Task prompt:
Look for "this" in each line of the entries, and return the matching lines.
═══ Information given
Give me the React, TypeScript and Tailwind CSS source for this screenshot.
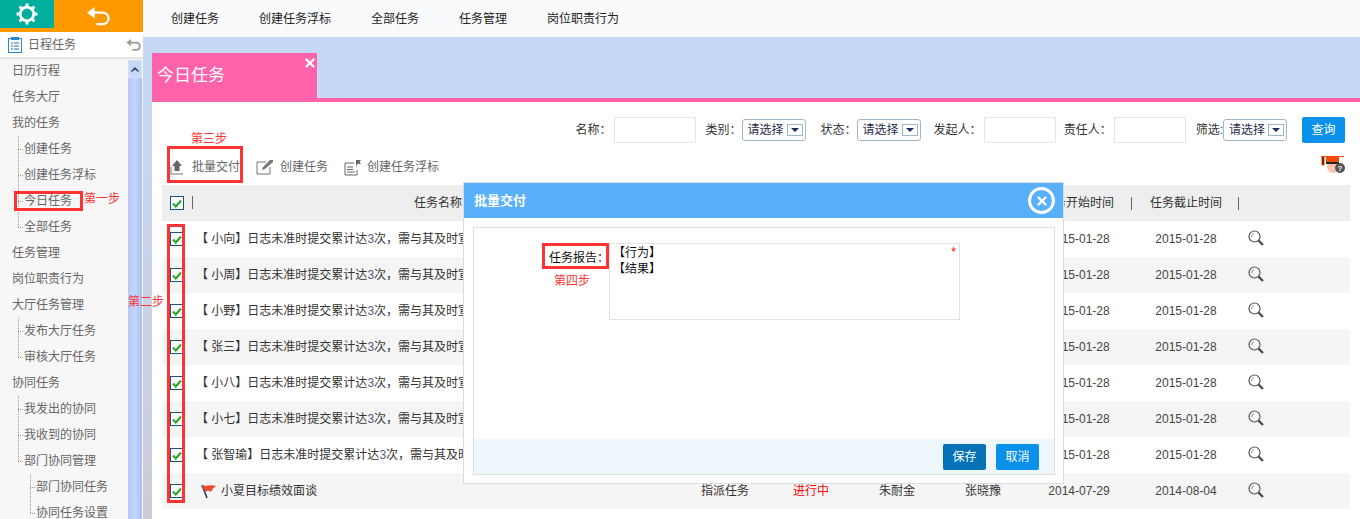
import React from 'react';
import { X, ChevronUp } from 'lucide-react';

const Gear = () => (
  <svg width="24" height="24" viewBox="0 0 24 24">
    <g stroke="#fff" strokeWidth="3">
      <path d="M12 1.500v3M12 19.500v3M1.500 12h3M19.500 12h3M4.600 4.600l2.200 2.200M17.200 17.200l2.200 2.200M4.600 19.400l2.200-2.200M17.200 6.800l2.200-2.200" />
    </g>
    <circle cx="12" cy="12" r="6.800" fill="none" stroke="#fff" strokeWidth="2.800" />
  </svg>
);

const Back = ({ w, h, color, head }: { w: number; h: number; color: string; head: number }) => (
  <svg width={w} height={h} viewBox="0 0 24 20">
    <path d="M0 6 L8 0 V12 Z" fill={color} />
    <path d="M6 6 H16 C20 6 22.500 8.500 22.500 12 C22.500 15.500 20 18 16 18 H10" fill="none" stroke={color} strokeWidth={head} />
  </svg>
);

const Lens = () => (
  <svg width="16" height="16" viewBox="0 0 16 16">
    <circle cx="6.500" cy="6.500" r="5.500" fill="none" stroke="#555" strokeWidth="1.200" />
    <path d="M3.500 7 A3.200 3.200 0 0 1 6 3.500" fill="none" stroke="#999" />
    <path d="M10.500 10.500 L15 15" stroke="#444" strokeWidth="2.200" />
  </svg>
);

const Tree = ({ children }: { children: React.ReactNode }) => (
  <div className="relative">
    <div className="absolute bottom-[13px] left-[18px] top-0 w-0 border-l border-dotted border-[#999]" />
    {children}
  </div>
);

const Item = ({ label, level = 0 }: { label: string; level?: number }) => {
  if (level === 0) return <div className="h-[26px] pl-3 leading-[26px]">{label}</div>;
  return (
    <div className={`flex h-[26px] items-center ${level === 1 ? 'pl-[18px]' : 'pl-[30px]'}`}>
      <span className="mr-px w-[5px] border-t border-dotted border-[#999]" />
      {label}
    </div>
  );
};

const Sidebar = () => (
  <aside className="flex h-full w-[143px] shrink-0 flex-col overflow-hidden bg-[#f7f7f7] text-[12px] text-[#666]">
    <div className="h-8 shrink-0 bg-[#ff9900]">
      <div className="flex h-full">
        <div className="flex h-7 w-[54px] items-center justify-center bg-[#00ae9d]">
          <Gear />
        </div>
        <div className="flex h-8 flex-1 items-center justify-center">
          <Back w={23} h={19} color="#fff" head={2.4} />
        </div>
      </div>
    </div>
    <div className="flex h-[27px] shrink-0 items-center border-b-2 border-[#e4e4e4] bg-white pl-2 pr-[2px]">
      <svg width="14" height="16" viewBox="0 0 14 16" className="shrink-0">
        <rect x="0.5" y="1.5" width="13" height="14" fill="#fff" stroke="#2a86d0" />
        <rect x="3" y="0" width="8" height="3" fill="#2a86d0" />
        <path d="M3 6h2M6 6h5M3 9h2M6 9h5M3 12h2M6 12h5" stroke="#1f6fb5" />
      </svg>
      <span className="ml-[6px] flex-1">日程任务</span>
      <Back w={15} h={12} color="#999" head={3} />
    </div>
    <div className="flex min-h-0 flex-1">
      <div className="-mt-px w-[127px] shrink-0">
        <Item label="日历行程" />
        <Item label="任务大厅" />
        <Item label="我的任务" />
        <Tree>
          <Item label="创建任务" level={1} />
          <Item label="创建任务浮标" level={1} />
          <Item label="今日任务" level={1} />
          <Item label="全部任务" level={1} />
        </Tree>
        <Item label="任务管理" />
        <Item label="岗位职责行为" />
        <Item label="大厅任务管理" />
        <Tree>
          <Item label="发布大厅任务" level={1} />
          <Item label="审核大厅任务" level={1} />
        </Tree>
        <Item label="协同任务" />
        <Tree>
          <Item label="我发出的协同" level={1} />
          <Item label="我收到的协同" level={1} />
          <Item label="部门协同管理" level={1} />
        </Tree>
        <div className="relative">
          <div className="absolute bottom-[13px] left-[30px] top-0 border-l border-dotted border-[#999]" />
          <Item label="部门协同任务" level={2} />
          <Item label="协同任务设置" level={2} />
        </div>
      </div>
      <div className="ml-px mt-px flex w-[14px] flex-col bg-gradient-to-r from-[#b4c9f7] via-[#c3d6fb] to-[#a9c1f2]">
        <div className="flex h-[18px] items-center justify-center border border-[#d5e2f8] bg-[#c8d9f7] text-[#33507f]">
          <ChevronUp size={13} strokeWidth={3.5} />
        </div>
      </div>
    </div>
  </aside>
);

const Field = ({ label, width, className = '' }: { label: string; width: number; className?: string }) => (
  <div className={`flex items-center ${className}`}>
    <span>{label}：</span>
    <div className="ml-[2px] h-[26px] border border-[#e2e6e8] bg-white" style={{ width }} />
  </div>
);

const Select = ({ label, className = '' }: { label: string; className?: string }) => (
  <div className={`flex items-center ${className}`}>
    <span>{label}</span>
    <div className="flex h-[22px] w-[64px] items-center justify-between rounded-[3px] border border-[#9db8c4] bg-white pl-[5px] pr-[2px] text-[#1f2d4d]">
      请选择
      <span className="flex h-[12px] w-[16px] items-center justify-center border border-[#9db8c4]">
        <span className="h-0 w-0 border-x-[4px] border-t-[4px] border-x-transparent border-t-[#1d2f55]" />
      </span>
    </div>
  </div>
);

const Check = () => (
  <span className="flex h-[14px] w-[14px] shrink-0 items-center justify-center border border-[#1c5179] bg-white">
    <svg width="10" height="9" viewBox="0 0 10 9">
      <path d="M1 4.5 L3.8 7.5 L9 1.5" fill="none" stroke="#22a52d" strokeWidth="2" />
    </svg>
  </span>
);

const Sep = () => <span className="block h-[13px] w-px bg-[#666]" />;

const names = ['小向', '小周', '小野', '张三', '小八', '小七', '张智瑜'];

const Row = ({ children, shaded, start, end, type = '', status = '', from = '', to = '' }: {
  children: React.ReactNode; shaded: boolean; start: string; end: string;
  type?: string; status?: string; from?: string; to?: string;
}) => (
  <div className={`flex h-9 items-center ${shaded ? 'bg-[#f5f5f5]' : 'bg-white'}`}>
    <div className="w-[28px] pl-2"><Check /></div>
    <div className="flex w-[492px] items-center overflow-hidden whitespace-nowrap pl-[6px] text-[#333]">{children}</div>
    <div className="w-[86px] text-center">{type}</div>
    <div className="w-[86px] text-center text-[#f00]">{status}</div>
    <div className="w-[86px] text-center">{from}</div>
    <div className="w-[86px] text-center">{to}</div>
    <div className="w-[106px] text-center text-[#444]">{start}</div>
    <div className="w-[108px] text-center text-[#444]">{end}</div>
    <div className="flex w-[32px] -translate-y-px justify-center"><Lens /></div>
  </div>
);

const Dialog = () => (
  <div className="absolute left-[463px] top-[182px] flex h-[302px] w-[601px] flex-col border border-[#d9dbe6] bg-white">
    <div className="flex h-[35px] shrink-0 items-center justify-between bg-[#58b0fb] pl-[10px] pr-[8px] text-[13px] font-bold text-white">
      批量交付
      <span className="flex h-[27px] w-[27px] items-center justify-center rounded-full border-[3px] border-white">
        <X size={14} strokeWidth={4} />
      </span>
    </div>
    <div className="ml-[9px] mr-[8px] mt-[9px] flex h-[248px] flex-col border border-[#ddd] border-b-0">
      <div className="flex flex-1 pl-[70px] pt-[15px]">
        <div className="flex w-[65px] justify-end pt-[6px] text-[#111]">任务报告：</div>
        <div className="relative h-[77px] w-[351px] border border-[#e2e2e2] pl-[3px] pt-px leading-[16px] text-[#111]">
          <div>【行为】</div>
          <div>【结果】</div>
          <span className="absolute right-[3px] top-0 text-[#f00]">*</span>
        </div>
      </div>
      <div className="flex h-[36px] shrink-0 items-center justify-end gap-[10px] border-b border-[#ddd] bg-[#eef7fc] pr-[15px] text-white">
        <span className="flex h-[26px] w-[43px] items-center justify-center rounded-[2px] bg-[#0572b8]">保存</span>
        <span className="flex h-[26px] w-[43px] items-center justify-center rounded-[2px] bg-[#0a91ea]">取消</span>
      </div>
    </div>
  </div>
);

// red step marks drawn on top of the page
const Marks = () => (
  <>
    <div className="absolute left-[14px] top-[191px] h-[20px] w-[69px] border-[3px] border-[#f33]" />
    <div className="absolute left-[84px] top-[191px] leading-[16px] text-[#f33]">第一步</div>
    <div className="absolute left-[128px] top-[294px] leading-[16px] text-[#f33]">第二步</div>
    <div className="absolute left-[191px] top-[131px] leading-[16px] text-[#f33]">第三步</div>
    <div className="absolute left-[554px] top-[273px] leading-[16px] text-[#f33]">第四步</div>
    <div className="absolute left-[167px] top-[146px] h-[37px] w-[76px] border-[3px] border-[#f33]" />
    <div className="absolute left-[167px] top-[224px] h-[279px] w-[18px] border-[3px] border-[#f33]" />
    <div className="absolute left-[542px] top-[243px] h-[26px] w-[67px] border-[3px] border-[#f33]" />
  </>
);

export default function App() {
  return (
    <div className="relative flex h-[519px] w-[1360px] overflow-hidden bg-white font-['Liberation_Sans','Noto_Sans_CJK_SC',sans-serif] text-[12px] text-[#333]">
      <Sidebar />
      <div className="flex min-w-0 flex-1 flex-col">
        <nav className="flex h-[37px] shrink-0 items-center gap-10 bg-[#f9fafc] pl-[28px] text-[#222]">
          <span>创建任务</span>
          <span>创建任务浮标</span>
          <span>全部任务</span>
          <span>任务管理</span>
          <span>岗位职责行为</span>
        </nav>
        <div className="flex min-h-0 flex-1 flex-col bg-gradient-to-b from-[#c5d9f5] to-[#cccbd8] pl-[9px]">
          <div className="flex h-[61px] shrink-0 items-end bg-[#c5d9f5]">
            <div className="relative flex h-[45px] w-[165px] items-center bg-[#fd62ab] pl-[5px] pt-px text-[17px] text-white">
              今日任务
              <X size={14} strokeWidth={4} className="absolute right-0 top-[3px]" />
            </div>
          </div>
          <div className="h-1 shrink-0 bg-[#fd62ab]" />
          <div className="min-h-0 flex-1 bg-white">
            <div className="mt-[15px] flex h-[26px] items-center justify-end pr-[15px]">
              <Field label="名称" width={82} />
              <Select label="类别：" className="ml-[10px]" />
              <Select label="状态：" className="ml-[15px]" />
              <Field label="发起人" width={72} className="ml-[13px]" />
              <Field label="责任人" width={72} className="ml-[8px]" />
              <Select label="筛选:" className="ml-[10px]" />
              <span className="ml-[15px] flex h-[26px] w-[43px] items-center justify-center rounded-[2px] bg-[#0a91ea] text-white">查询</span>
            </div>
            <div className="flex h-[42px] items-center pl-[18px] pr-[15px] pt-[6px] text-[#666]">
              <svg width="14" height="16" viewBox="0 0 14 16" className="mr-[8px] shrink-0">
                <path d="M7 1 L12 7 H9.5 V12 H4.5 V7 H2 Z" fill="#666" />
                <path d="M0 9h2M0 11h2M0 13h2M0 15h13" stroke="#777" />
              </svg>
              <span>批量交付</span>
              <svg width="18" height="16" viewBox="0 0 18 16" className="ml-[16px] mr-[6px] shrink-0">
                <path d="M10 3H1V15H14V8" fill="none" stroke="#777" />
                <path d="M6 11 L7 8 L14 1 L17 1 L17 3 L9 10 Z" fill="#777" />
              </svg>
              <span>创建任务</span>
              <svg width="18" height="17" viewBox="0 0 18 17" className="ml-[16px] mr-[5px] shrink-0">
                <path d="M10 4H1V16H13V11" fill="none" stroke="#666" />
                <path d="M3 8h6M3 10.500h6M3 13h8" stroke="#666" />
                <path d="M12 9V1h5l-1.500 2L17 5h-4" fill="#666" />
              </svg>
              <span>创建任务浮标</span>
              <svg width="24" height="17" viewBox="0 0 24 17" className="ml-auto -translate-y-[3px] shrink-0">
                <circle cx="12" cy="11" r="6" fill="#fdc2b2" />
                <rect x="5" y="1" width="13" height="6" fill="#f24a06" />
                <rect x="5" y="6" width="13" height="2" fill="#222" />
                <path d="M0 .5h23M1 0v9h2V0" stroke="#f24a06" />
                <circle cx="19" cy="12" r="5" fill="#555" />
                <text x="19" y="15" textAnchor="middle" fontSize="8" fontWeight="bold" fill="#fff">?</text>
              </svg>
            </div>
            <div className="mx-[10px]">
              <div className="flex h-9 items-center bg-[#eee] text-[#333]">
                <div className="flex w-[28px] pl-2"><Check /></div>
                <div className="relative w-[492px] pl-[4px] text-center">
                  <span className="absolute left-[2px] top-[2px]"><Sep /></span>
                  任务名称
                </div>
                <div className="w-[344px]" />
                <div className="flex w-[106px] items-center justify-between pl-[16px]">任务开始时间<Sep /></div>
                <div className="flex w-[107px] items-center justify-between pl-[18px]">任务截止时间<Sep /></div>
              </div>
              {names.map((n, i) => (
                <Row key={n} shaded={i % 2 === 1} start="2015-01-28" end="2015-01-28">
                  【 {n}】日志未准时提交累计达<span className="text-[#555a88]">3</span>次，需与其及时宣导
                </Row>
              ))}
              <Row shaded start="2014-07-29" end="2014-08-04" type="指派任务" status="进行中" from="朱耐金" to="张晓豫">
                <svg width="16" height="15" viewBox="0 0 16 15" className="ml-[5px] mr-[4px] shrink-0">
                  <path d="M1 1 L6 14" stroke="#23426e" strokeWidth="1.600" />
                  <path d="M1 1 C5 3 9 0 15 2 C12 4 11 6 10 8 C8 6 6 7 4 8 Z" fill="#f04a2a" />
                </svg>
                小夏目标绩效面谈
              </Row>
            </div>
          </div>
        </div>
      </div>
      <Dialog />
      <Marks />
    </div>
  );
}
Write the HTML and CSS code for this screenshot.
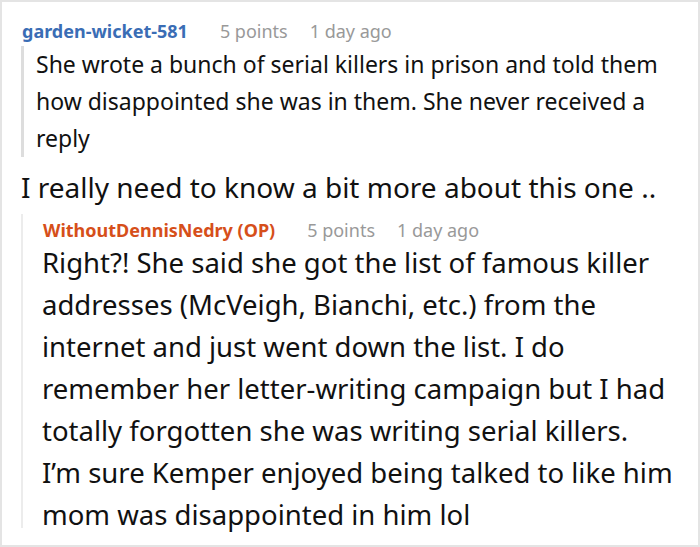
FILE: index.html
```html
<!DOCTYPE html>
<html>
<head>
<meta charset="utf-8">
<link rel="stylesheet" href="styles.css">
</head>
<body>
<div class="frame">
  <div class="comment">
    <div class="meta">
      <span class="author author-blue">garden-wicket-581</span>
      <span class="info">5 points</span>
      <span class="info">1 day ago</span>
    </div>
    <div class="quote">She wrote a bunch of serial killers in prison and told them how disappointed she was in them. She never received a reply</div>
  </div>
  <p class="reply-text">I really need to know a bit more about this one ..</p>
  <div class="thread">
    <div class="meta">
      <span class="author author-orange">WithoutDennisNedry (OP)</span>
      <span class="info">5 points</span>
      <span class="info">1 day ago</span>
    </div>
    <div class="big-text">Right?! She said she got the list of famous killer addresses (McVeigh, Bianchi, etc.) from the internet and just went down the list. I do remember her letter-writing campaign but I had totally forgotten she was writing serial killers.<br>I’m sure Kemper enjoyed being talked to like him mom was disappointed in him lol</div>
  </div>
</div>
</body>
</html>
```

FILE: styles.css
```css
html, body {
  margin: 0;
  padding: 0;
  background: #ffffff;
}
.frame {
  box-sizing: border-box;
  width: 700px;
  height: 547px;
  border: 2px solid #e4e4e4;
  overflow: hidden;
  font-family: "Noto Sans", "Open Sans", sans-serif;
  color: #111111;
  padding: 17px 0 0 20px;
}
.meta {
  display: flex;
  gap: 22px;
  font-size: 18px;
  line-height: 24px;
}
.author {
  font-weight: 700;
  margin-right: 10px;
}
.author-blue { color: #3a6db5; }
.author-orange { color: #d64f1a; }
.info { color: #999999; }
.quote {
  margin: 3px 0 0 -1px;
  border-left: 3px solid #dddddd;
  padding-left: 12px;
  font-size: 23px;
  line-height: 37px;
  width: 645px;
}
.reply-text {
  margin: 12px 0 0 -1px;
  font-size: 28px;
  line-height: 36px;
}
.thread {
  box-sizing: border-box;
  margin: 9px 0 0 -1px;
  border-left: 2px solid #ececec;
  padding: 4px 0 0 20px;
  height: 314px;
}
.big-text {
  margin-left: -1px;
  font-size: 27.5px;
  line-height: 42px;
  width: 641px;
}
```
══════
Result:
Give me the React, TypeScript and Tailwind CSS source for this screenshot.
Write the HTML and CSS code for this screenshot.
  <p class="reply-text">I really need to know a bit more about this one ..</p>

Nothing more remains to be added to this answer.